Some places feel like echoes of somewhere else. Cape Breton Island, tucked into the northern tip of Nova Scotia, Canada, is one of them. Drive through its misty highlands, hear a fiddle drifting from a pub, and you may wonder if you ever left Scotland at all.


The Scots Who Never Stopped Being Scottish
In the late 18th and early 19th centuries, thousands of Highlanders left Scotland — not always by choice. The Highland Clearances forced families from their ancestral lands, and many found themselves on ships bound for Nova Scotia. The name means “New Scotland” in Latin, and the settlers took that literally.

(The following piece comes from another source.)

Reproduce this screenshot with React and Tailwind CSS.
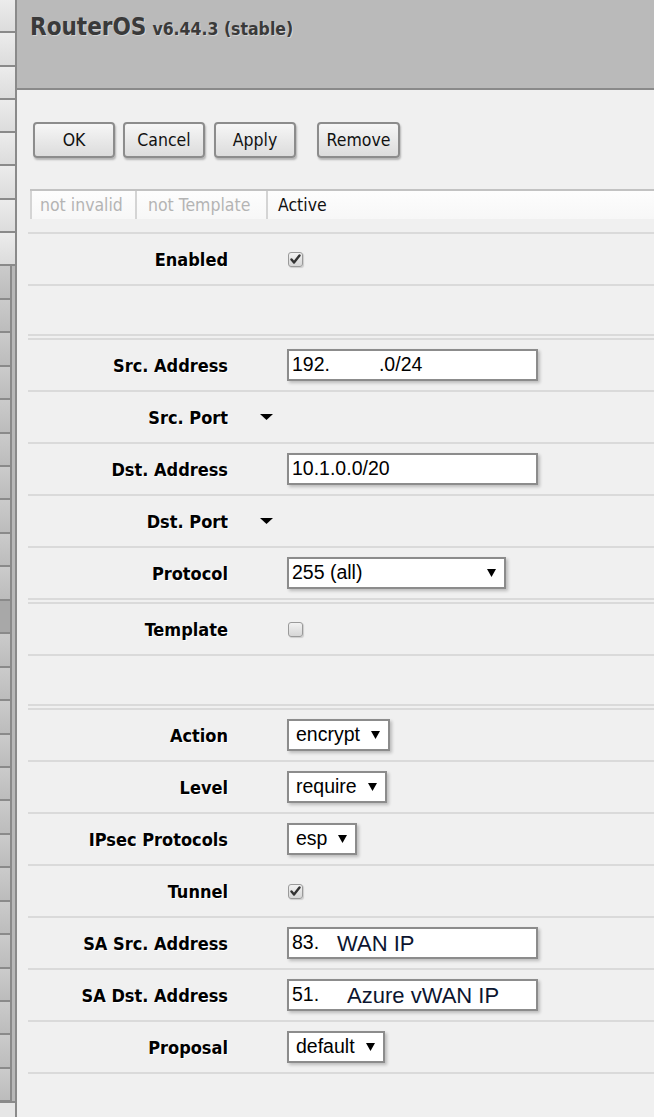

They arrived with their language, their music, their faith, and a fierce attachment to home. Unlike many immigrant communities, they did not assimilate quickly. They built close-knit townships that looked inward, preserving everything they had carried across the Atlantic.
Generations later, the result is something remarkable: a living repository of Scottish culture that, in some respects, has been better preserved than in Scotland itself.
A Language Carried Across an Ocean
When Gaelic began to decline in Scotland during the 19th and 20th centuries, it kept breathing in Cape Breton. For generations, Scottish Gaelic was the everyday language of communities in Mabou, Inverness County, and along the Cabot Trail.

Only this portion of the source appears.